Binding: An Early Means of Preserving Newspapers
Cover Image: Masthead of Ka Hae Hawaii published on October 1, 1856.
Aloha Nūhou Monday!
Dear Reader, one reason we can still read about Cakobau’s letter to Lunalilo, or the response of the New Zealand government to the overthrow is because much of the newspapers were bound.
The hardcover binding would keep the issues in order and provide protection to the delicate newsprint. The book format allowed you to access them just as you did other volumes on your bookshelf. Early newspapers like Ke Kumu Hawaii would even provide their readers with an index at the end of the year.
The following is one of many articles encouraging the reader to have their newspapers bound.
Image: “E Malama I ka Nupepa,” Ka Hae Hawaii, October 1, 1856, p. 122
TAKE CARE OF YOUR NEWSPAPERS.
It is wise to gather up your Hae Hawaii, from issue 1 until the end of the 52 issues, and to take them to the printing house at Kawaiahaʻo to Samuel Russell for him to bind; the price is half a dollar or so.
Those who take and toss them aside, or tear them up and throw them away are wasteful, just like the person who grabs a dollar from inside his pocket and discards it without cause, like a crazy man.
If your Hae Hawaii is bound, or Elele Hawaii perhaps, and there comes a time when you are interested in reading it, you can talk with your friend1 living far away from you who you do not know, as if you are living together at that moment. For those who tear up the newspaper, they would be left behind.

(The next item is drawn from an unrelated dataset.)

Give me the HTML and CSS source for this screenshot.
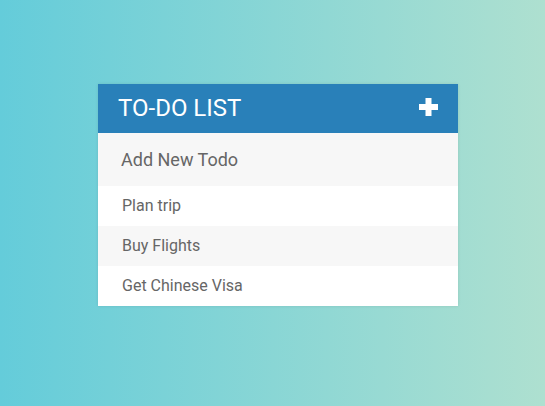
FILE: index.html
```html
<!DOCTYPE html>
<html>
<head>
<meta charset="utf-8">
<link rel="stylesheet" href="styles.css">
</head>
<body>
<div class="container">
  <h1 class="title">
    <span>To-Do List</span>
    <svg class="plus" width="19" height="18" viewBox="0 0 19 18"><path d="M6.5 0h6v6h6.5v6h-6.5v6h-6v-6h-6.5v-6h6.5z" fill="#fff"/></svg>
  </h1>
  <input class="new-todo" type="text" placeholder="Add New Todo">
  <ul class="todos">
    <li class="todo">Plan trip</li>
    <li class="todo">Buy Flights</li>
    <li class="todo">Get Chinese Visa</li>
  </ul>
</div>
</body>
</html>
```
FILE: styles.css
```css
html, body {
  margin: 0;
  height: 100%;
}
body {
  background: linear-gradient(to right, #64ccda, #aee0d0);
  font-family: Roboto, "Liberation Sans", sans-serif;
  padding: 84px 0 0 11px;
  box-sizing: border-box;
}
.container {
  width: 360px;
  margin: 0 auto;
  box-shadow: 0 0 3px rgba(0, 0, 0, 0.1);
  background: #fff;
}
.title {
  margin: 0;
  background: #2980b9;
  color: #fff;
  font-size: 24px;
  font-weight: normal;
  text-transform: uppercase;
  padding: 10px 20px;
  height: 49px;
  box-sizing: border-box;
  display: flex;
  align-items: center;
  justify-content: space-between;
  line-height: 29px;
}
.plus {
  display: block;
  margin-top: -4px;
}
.new-todo {
  display: block;
  width: 100%;
  box-sizing: border-box;
  font-family: inherit;
  font-size: 18px;
  background: #f7f7f7;
  border: 3px solid transparent;
  padding: 13px 13px 13px 20px;
  height: 53px;
  outline: none;
  color: #2980b9;
}
.new-todo::placeholder {
  color: #666;
}
.todos {
  list-style: none;
  margin: 0;
  padding: 0;
}
.todo {
  height: 40px;
  line-height: 40px;
  color: #666;
  font-size: 16px;
  padding-left: 24px;
  background: #fff;
}
.todo:nth-child(2n) {
  background: #f7f7f7;
}
```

The newspapers never grow weary speaking of all it holds; actors will become lazy, and so too those knowledgeable in the tales of Kamapuaʻa, Pākaʻa, and Kawelo.
J. H. Kānepuʻu
Kuliʻouʻou, ʻĀp. Waikīkī, Sep. 22, 1856.
1“Friend” was frequently used in the Hawaiian language newspapers directly addressing the reader, most often in the form “hoaloha heluhelu,” “hoa heluhelu,” or “makamaka heluhelu,” with the idea of “reading friend” or “dear reader.”
Image: A selection of bound newspapers featuring covers of different colors and designs.
Image: “Humu Palapala,” Ka Hae Hawaii, June 25, 1856, p. 67
PRINTING HOUSE of Kawaiahaʻo, Honolulu. For those who want their old Elele Hawaii and Hae Hawaii sewn and bound into a book, I am able to perform this nicely, for a reasonable charge.
Also bound are hymnals, Bibles, and other documents, as you desire. With the title on the outside in silver and done nicely in red leather.